▶ **Stated exercise**
Please print exactly the lines below, from the start of the material up to and including the line with "FaCheckCircle, FaQuestionCircle, FaTimes", but none of the pictures.

▶ **Available data**
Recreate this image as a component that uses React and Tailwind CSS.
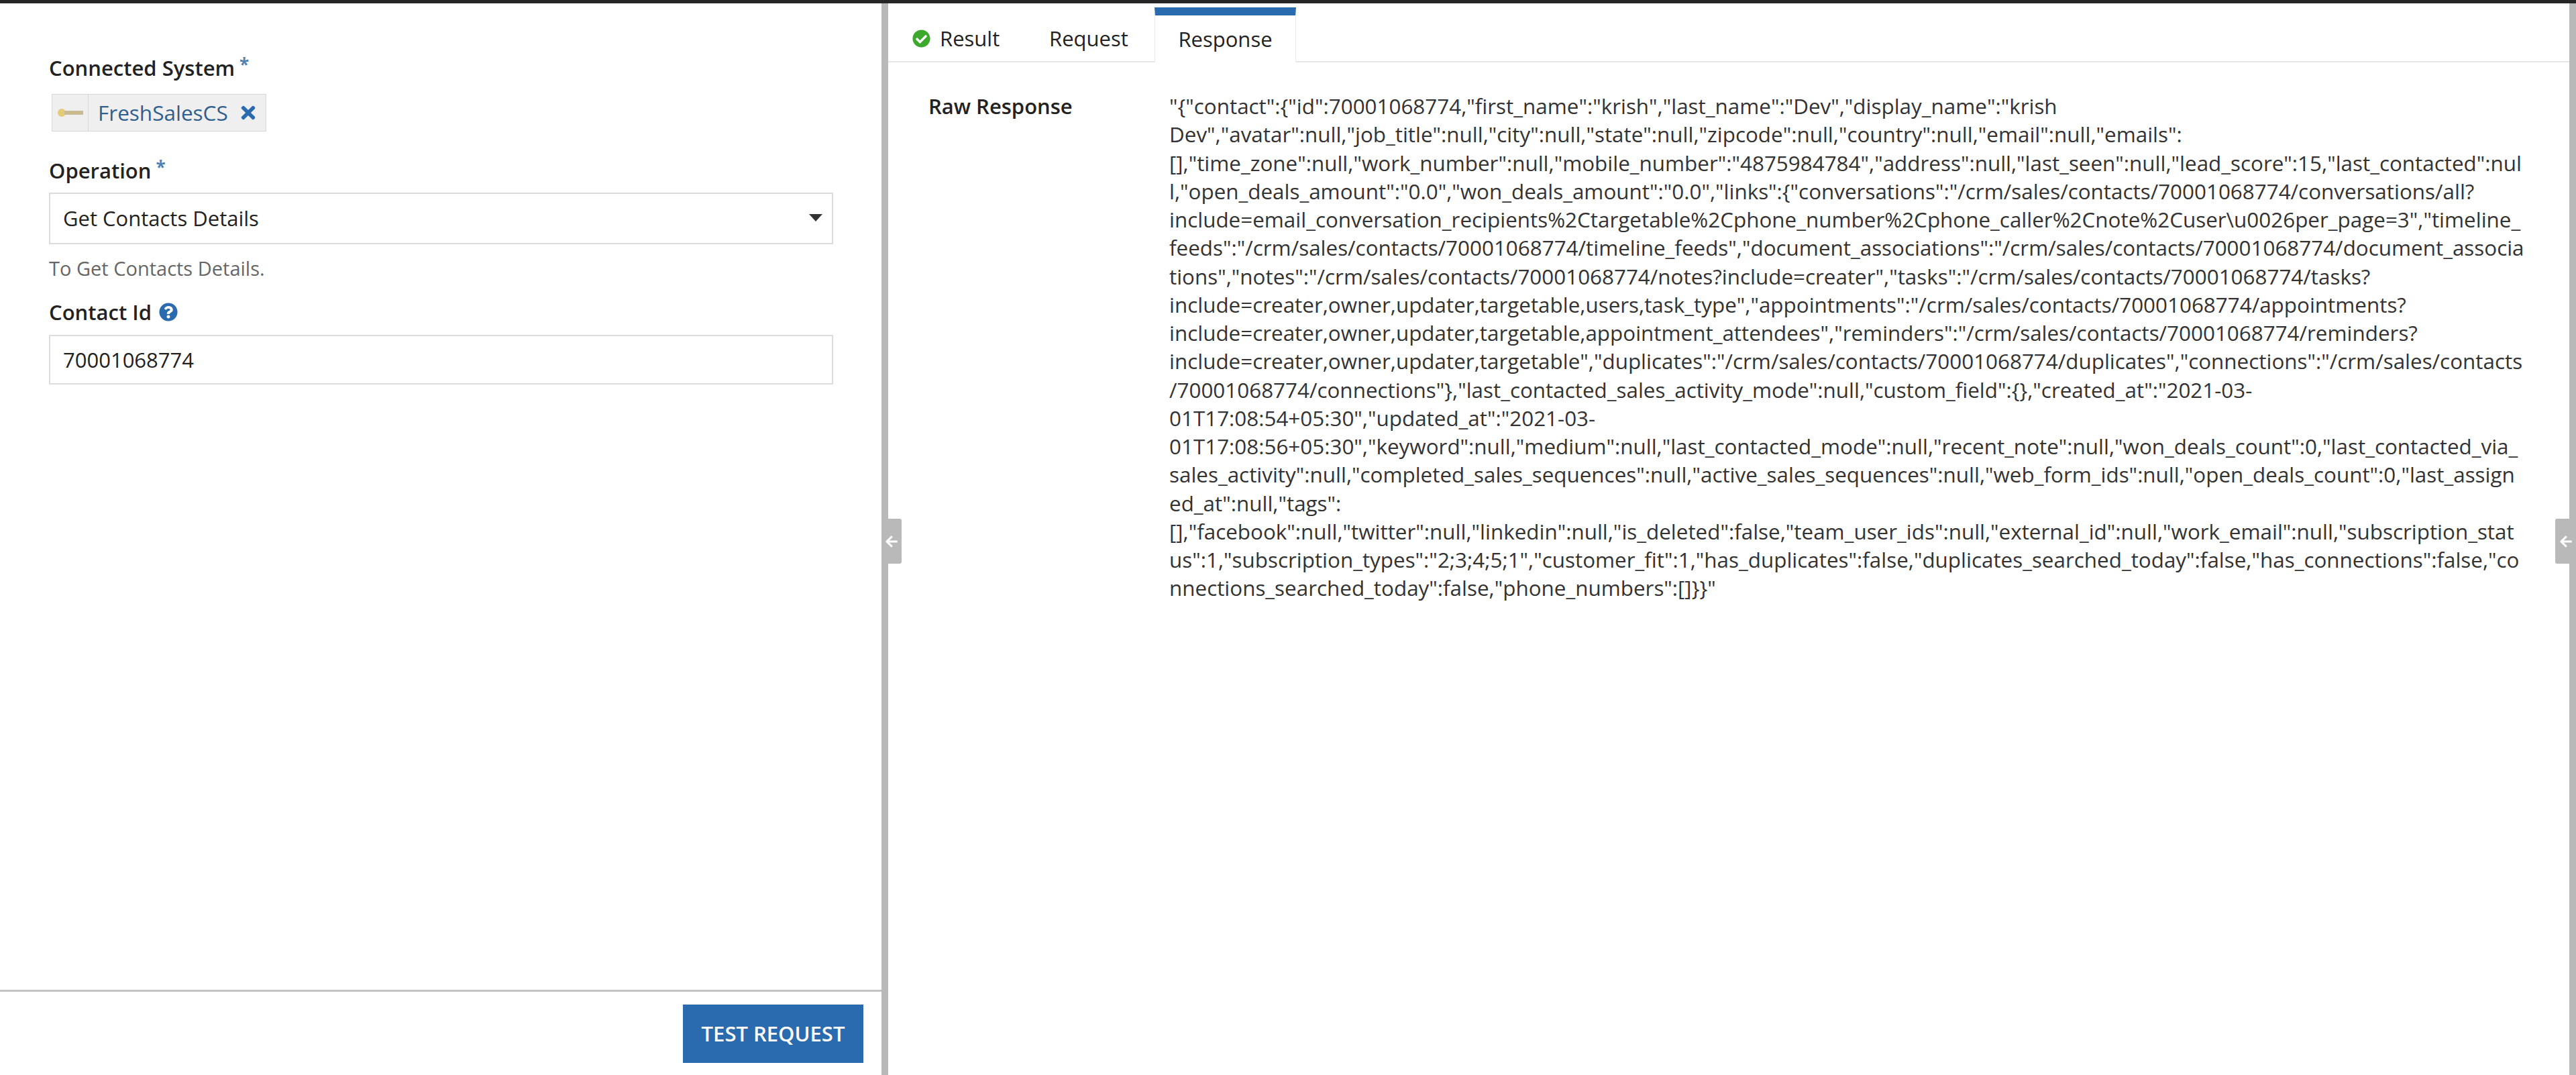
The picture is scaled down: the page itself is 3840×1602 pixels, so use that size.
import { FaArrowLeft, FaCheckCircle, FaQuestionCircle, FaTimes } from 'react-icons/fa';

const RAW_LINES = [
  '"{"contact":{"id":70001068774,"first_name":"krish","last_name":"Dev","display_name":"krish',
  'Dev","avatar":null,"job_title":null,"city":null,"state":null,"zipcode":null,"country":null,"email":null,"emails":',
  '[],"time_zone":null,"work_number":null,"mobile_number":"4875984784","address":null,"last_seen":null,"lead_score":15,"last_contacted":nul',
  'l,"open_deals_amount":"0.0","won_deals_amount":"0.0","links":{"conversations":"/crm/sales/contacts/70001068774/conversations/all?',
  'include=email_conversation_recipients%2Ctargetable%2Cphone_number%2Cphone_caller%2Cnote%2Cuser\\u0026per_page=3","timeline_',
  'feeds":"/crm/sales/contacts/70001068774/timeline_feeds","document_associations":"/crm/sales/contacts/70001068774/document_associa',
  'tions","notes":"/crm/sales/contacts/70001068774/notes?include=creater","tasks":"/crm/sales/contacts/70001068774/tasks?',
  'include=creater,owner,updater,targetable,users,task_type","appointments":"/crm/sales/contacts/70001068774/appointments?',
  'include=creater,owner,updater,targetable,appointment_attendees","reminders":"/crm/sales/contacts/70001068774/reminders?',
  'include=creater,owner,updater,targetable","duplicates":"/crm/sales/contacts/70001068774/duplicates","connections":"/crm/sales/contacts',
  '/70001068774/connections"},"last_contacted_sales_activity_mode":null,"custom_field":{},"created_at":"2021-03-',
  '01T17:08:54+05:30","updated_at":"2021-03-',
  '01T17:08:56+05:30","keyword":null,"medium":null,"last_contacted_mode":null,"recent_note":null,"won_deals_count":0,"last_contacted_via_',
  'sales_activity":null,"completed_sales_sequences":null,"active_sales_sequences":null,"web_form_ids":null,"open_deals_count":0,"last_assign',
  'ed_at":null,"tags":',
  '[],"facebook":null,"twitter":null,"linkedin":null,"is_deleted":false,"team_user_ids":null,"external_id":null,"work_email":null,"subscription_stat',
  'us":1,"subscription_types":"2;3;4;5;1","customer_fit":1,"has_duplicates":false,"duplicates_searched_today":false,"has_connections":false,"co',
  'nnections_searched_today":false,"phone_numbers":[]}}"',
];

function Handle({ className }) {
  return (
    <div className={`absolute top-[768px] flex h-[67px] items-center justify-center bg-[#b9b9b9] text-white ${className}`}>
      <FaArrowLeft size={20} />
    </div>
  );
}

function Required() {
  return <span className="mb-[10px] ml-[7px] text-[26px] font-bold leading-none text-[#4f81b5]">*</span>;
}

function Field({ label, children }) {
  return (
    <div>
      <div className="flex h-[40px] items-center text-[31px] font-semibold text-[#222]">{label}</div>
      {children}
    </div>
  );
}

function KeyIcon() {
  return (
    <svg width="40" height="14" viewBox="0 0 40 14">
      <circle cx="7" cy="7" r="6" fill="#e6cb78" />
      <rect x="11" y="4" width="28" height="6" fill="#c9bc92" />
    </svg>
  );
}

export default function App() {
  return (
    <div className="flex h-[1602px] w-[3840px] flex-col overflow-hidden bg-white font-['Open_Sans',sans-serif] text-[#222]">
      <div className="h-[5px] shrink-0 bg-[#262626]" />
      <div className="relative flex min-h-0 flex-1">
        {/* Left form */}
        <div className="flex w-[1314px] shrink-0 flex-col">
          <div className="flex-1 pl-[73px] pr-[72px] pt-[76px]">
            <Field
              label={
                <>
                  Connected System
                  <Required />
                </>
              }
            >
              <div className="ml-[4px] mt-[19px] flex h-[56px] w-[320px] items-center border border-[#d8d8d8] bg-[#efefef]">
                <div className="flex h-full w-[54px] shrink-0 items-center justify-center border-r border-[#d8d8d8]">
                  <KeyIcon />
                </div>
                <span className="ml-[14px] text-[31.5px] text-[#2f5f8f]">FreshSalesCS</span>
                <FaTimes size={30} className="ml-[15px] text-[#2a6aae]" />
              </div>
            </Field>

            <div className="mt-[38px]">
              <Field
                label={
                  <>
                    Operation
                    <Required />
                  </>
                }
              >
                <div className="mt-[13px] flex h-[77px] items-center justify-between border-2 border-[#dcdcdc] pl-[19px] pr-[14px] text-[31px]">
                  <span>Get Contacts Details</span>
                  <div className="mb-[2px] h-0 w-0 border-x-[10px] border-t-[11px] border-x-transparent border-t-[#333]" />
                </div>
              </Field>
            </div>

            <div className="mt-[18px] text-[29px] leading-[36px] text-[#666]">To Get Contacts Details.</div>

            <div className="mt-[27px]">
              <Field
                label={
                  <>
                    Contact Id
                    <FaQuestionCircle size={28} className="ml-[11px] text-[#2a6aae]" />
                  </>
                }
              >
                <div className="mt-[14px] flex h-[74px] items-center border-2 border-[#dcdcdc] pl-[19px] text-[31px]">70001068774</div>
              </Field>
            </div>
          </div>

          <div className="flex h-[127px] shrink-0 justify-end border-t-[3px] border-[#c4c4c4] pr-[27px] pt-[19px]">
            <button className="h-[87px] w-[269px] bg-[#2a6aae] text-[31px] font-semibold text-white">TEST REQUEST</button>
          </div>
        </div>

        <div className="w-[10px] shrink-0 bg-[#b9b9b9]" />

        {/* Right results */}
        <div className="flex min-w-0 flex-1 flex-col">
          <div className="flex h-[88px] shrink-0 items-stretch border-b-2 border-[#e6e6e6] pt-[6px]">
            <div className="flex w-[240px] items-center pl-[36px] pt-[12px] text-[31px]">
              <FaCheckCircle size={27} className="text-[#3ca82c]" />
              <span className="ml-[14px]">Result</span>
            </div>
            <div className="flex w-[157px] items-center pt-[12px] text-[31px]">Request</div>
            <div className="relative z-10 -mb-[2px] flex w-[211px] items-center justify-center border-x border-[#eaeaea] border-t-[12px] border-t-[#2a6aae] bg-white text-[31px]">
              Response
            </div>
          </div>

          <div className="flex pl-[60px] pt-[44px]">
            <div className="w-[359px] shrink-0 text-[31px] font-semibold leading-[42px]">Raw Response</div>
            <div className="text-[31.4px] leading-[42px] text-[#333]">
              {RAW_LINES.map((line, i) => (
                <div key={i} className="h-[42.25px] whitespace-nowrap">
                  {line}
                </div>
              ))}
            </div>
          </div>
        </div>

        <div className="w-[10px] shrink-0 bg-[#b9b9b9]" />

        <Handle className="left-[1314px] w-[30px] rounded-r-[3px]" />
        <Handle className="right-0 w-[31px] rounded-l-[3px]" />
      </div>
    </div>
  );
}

▶ **Output**
Recreate this image as a component that uses React and Tailwind CSS.
The picture is scaled down: the page itself is 3840×1602 pixels, so use that size.
import { FaArrowLeft, FaCheckCircle, FaQuestionCircle, FaTimes } from 'react-icons/fa';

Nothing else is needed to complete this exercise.